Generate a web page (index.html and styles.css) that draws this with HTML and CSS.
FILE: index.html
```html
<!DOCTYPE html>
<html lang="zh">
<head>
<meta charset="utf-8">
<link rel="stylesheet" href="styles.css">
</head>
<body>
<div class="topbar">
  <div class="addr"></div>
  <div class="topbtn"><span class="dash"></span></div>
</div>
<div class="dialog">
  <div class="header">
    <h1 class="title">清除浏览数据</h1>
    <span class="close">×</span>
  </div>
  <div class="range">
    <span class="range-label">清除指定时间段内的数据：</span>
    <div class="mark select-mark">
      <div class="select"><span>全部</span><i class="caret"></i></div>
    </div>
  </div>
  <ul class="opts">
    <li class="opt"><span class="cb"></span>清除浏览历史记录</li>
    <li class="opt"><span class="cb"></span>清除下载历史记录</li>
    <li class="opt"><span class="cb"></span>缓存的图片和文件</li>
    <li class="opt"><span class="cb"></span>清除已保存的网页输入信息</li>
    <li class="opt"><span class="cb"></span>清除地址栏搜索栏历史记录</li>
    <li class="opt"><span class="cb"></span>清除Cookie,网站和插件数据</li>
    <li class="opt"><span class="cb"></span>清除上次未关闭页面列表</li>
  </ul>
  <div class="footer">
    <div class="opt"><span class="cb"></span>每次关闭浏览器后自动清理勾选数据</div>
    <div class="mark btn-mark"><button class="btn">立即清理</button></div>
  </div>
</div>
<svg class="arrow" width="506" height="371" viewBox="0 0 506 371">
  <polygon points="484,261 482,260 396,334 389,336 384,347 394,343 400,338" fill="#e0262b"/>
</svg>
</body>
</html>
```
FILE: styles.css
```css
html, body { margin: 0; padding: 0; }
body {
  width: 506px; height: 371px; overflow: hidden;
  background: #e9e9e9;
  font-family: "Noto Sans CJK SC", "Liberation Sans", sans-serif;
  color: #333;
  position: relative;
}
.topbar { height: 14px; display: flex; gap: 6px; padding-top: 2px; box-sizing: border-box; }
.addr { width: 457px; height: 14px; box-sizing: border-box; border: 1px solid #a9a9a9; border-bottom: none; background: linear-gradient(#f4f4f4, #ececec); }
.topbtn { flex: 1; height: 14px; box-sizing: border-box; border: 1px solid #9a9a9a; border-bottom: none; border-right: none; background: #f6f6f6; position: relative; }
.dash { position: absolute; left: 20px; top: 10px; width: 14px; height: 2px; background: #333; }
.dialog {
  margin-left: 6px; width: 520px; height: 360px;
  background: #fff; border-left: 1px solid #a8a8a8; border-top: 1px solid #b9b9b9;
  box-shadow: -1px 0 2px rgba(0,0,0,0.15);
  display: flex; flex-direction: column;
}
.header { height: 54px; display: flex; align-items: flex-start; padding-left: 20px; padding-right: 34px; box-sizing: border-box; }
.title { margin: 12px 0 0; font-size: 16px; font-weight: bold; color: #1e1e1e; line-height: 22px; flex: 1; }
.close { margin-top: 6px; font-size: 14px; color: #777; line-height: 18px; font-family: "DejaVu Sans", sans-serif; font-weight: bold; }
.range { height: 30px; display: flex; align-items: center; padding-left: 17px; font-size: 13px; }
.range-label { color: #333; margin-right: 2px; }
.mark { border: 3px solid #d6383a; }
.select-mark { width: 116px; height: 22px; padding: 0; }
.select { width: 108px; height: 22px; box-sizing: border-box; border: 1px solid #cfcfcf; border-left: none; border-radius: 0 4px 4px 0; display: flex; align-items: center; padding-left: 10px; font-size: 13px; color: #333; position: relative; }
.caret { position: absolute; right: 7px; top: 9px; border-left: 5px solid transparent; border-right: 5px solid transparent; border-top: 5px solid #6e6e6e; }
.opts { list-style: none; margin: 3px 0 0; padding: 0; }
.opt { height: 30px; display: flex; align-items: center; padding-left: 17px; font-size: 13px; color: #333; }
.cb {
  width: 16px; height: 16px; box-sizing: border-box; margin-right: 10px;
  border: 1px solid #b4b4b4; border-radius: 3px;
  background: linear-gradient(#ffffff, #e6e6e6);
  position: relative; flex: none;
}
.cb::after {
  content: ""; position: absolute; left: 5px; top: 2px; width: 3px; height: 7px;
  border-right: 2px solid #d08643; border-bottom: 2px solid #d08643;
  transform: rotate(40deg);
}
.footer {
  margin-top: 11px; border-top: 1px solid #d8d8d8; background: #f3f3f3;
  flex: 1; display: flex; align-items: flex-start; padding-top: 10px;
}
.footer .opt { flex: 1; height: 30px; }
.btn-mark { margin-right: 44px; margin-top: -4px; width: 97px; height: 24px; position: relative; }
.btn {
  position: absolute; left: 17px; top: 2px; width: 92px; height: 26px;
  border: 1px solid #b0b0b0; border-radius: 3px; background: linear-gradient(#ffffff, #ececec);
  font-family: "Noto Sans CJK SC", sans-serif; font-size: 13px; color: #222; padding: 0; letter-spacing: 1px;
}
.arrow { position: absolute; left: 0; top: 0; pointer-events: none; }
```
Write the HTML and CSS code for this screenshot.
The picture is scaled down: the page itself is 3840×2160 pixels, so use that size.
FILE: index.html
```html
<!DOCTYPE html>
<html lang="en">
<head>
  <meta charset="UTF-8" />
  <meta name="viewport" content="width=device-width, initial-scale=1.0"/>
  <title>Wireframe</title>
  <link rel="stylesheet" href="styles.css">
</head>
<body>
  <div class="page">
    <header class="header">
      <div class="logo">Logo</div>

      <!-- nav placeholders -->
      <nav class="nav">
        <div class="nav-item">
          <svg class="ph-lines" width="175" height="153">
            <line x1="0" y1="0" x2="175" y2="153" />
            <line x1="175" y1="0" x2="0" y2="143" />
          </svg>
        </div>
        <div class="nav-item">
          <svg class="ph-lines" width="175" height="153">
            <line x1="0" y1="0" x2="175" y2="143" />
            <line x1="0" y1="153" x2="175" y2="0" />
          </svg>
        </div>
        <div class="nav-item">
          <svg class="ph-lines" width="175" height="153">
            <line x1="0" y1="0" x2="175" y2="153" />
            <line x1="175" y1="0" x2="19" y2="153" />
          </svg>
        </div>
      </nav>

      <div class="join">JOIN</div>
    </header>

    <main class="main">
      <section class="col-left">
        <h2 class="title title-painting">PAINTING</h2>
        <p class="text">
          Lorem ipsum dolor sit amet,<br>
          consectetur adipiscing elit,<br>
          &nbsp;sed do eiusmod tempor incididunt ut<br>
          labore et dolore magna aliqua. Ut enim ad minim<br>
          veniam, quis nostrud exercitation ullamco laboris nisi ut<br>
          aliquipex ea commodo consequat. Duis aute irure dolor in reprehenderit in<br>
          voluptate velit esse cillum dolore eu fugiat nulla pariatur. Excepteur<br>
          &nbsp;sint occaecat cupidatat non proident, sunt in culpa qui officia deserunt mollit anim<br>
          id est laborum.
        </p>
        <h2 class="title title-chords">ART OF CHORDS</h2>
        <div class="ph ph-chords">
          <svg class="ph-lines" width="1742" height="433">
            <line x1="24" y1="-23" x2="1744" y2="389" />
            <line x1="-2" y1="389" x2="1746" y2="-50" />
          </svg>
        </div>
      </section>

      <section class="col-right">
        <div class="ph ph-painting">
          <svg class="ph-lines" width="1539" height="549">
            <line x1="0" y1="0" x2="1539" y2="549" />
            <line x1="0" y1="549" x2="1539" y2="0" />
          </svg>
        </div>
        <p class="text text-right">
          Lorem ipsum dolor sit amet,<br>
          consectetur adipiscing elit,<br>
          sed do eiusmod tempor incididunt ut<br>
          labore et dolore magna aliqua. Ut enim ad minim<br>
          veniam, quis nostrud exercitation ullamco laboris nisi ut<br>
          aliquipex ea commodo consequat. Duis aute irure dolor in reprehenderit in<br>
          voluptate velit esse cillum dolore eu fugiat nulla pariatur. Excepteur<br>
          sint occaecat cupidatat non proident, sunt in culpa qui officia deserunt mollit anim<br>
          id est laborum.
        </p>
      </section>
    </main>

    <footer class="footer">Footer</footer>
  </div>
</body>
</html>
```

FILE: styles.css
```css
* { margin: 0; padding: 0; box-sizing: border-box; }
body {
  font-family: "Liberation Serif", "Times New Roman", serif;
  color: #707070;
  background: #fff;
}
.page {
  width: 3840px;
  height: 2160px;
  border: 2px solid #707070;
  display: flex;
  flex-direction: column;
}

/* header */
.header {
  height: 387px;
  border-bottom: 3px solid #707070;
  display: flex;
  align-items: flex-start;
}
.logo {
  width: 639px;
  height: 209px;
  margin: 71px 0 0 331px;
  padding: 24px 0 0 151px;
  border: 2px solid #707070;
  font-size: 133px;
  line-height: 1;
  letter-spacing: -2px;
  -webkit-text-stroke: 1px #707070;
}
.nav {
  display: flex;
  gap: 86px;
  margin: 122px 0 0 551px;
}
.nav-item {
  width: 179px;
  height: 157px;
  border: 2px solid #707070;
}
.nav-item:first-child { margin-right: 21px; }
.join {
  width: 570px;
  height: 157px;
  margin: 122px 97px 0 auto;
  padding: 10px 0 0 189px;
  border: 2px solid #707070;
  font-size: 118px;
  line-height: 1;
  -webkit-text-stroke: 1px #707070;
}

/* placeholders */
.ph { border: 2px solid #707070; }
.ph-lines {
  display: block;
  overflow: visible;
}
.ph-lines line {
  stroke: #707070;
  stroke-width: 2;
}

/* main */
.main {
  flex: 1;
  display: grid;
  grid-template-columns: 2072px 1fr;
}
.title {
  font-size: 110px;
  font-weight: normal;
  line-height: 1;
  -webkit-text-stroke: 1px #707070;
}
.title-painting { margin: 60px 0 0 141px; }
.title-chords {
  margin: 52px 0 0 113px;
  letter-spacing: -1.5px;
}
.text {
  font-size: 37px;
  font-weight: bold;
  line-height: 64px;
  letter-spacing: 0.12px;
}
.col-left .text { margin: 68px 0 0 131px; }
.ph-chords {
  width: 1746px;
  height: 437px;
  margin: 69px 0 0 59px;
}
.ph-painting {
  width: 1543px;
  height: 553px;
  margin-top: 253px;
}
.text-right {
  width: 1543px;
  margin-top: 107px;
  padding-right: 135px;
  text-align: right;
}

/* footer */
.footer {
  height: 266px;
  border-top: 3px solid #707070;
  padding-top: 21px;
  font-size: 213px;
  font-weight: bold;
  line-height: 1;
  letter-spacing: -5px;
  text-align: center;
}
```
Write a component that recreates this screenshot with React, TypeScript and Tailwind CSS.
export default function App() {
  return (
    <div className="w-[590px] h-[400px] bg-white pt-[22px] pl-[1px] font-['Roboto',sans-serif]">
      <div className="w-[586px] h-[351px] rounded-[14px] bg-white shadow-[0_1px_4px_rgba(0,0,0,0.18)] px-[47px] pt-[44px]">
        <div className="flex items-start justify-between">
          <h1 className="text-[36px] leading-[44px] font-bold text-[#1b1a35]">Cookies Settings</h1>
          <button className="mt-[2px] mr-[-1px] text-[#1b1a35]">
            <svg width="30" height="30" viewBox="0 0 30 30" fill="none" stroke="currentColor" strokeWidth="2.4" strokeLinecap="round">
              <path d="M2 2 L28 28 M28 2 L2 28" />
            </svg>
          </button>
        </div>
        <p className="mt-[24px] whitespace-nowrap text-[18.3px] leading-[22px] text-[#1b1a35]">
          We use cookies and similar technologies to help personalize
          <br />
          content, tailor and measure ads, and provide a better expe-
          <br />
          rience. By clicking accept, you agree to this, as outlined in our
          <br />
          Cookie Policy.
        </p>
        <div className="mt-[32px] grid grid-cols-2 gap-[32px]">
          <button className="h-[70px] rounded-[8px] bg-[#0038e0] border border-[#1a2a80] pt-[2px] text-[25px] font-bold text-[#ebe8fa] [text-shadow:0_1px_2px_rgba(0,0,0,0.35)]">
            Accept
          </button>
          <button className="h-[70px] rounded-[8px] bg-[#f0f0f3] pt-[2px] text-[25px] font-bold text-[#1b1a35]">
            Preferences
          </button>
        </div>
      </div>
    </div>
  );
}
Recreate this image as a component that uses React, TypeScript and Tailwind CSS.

════════

→ **WORK REQUIRED**
Every line of the records that includes the word "page" should be gathered.

→ **WRITTEN SOLUTION**
Generate a web page (index.html and styles.css) that draws this with HTML and CSS.
The picture is scaled down: the page itself is 3840×2160 pixels, so use that size.
  <div class="page">
.page {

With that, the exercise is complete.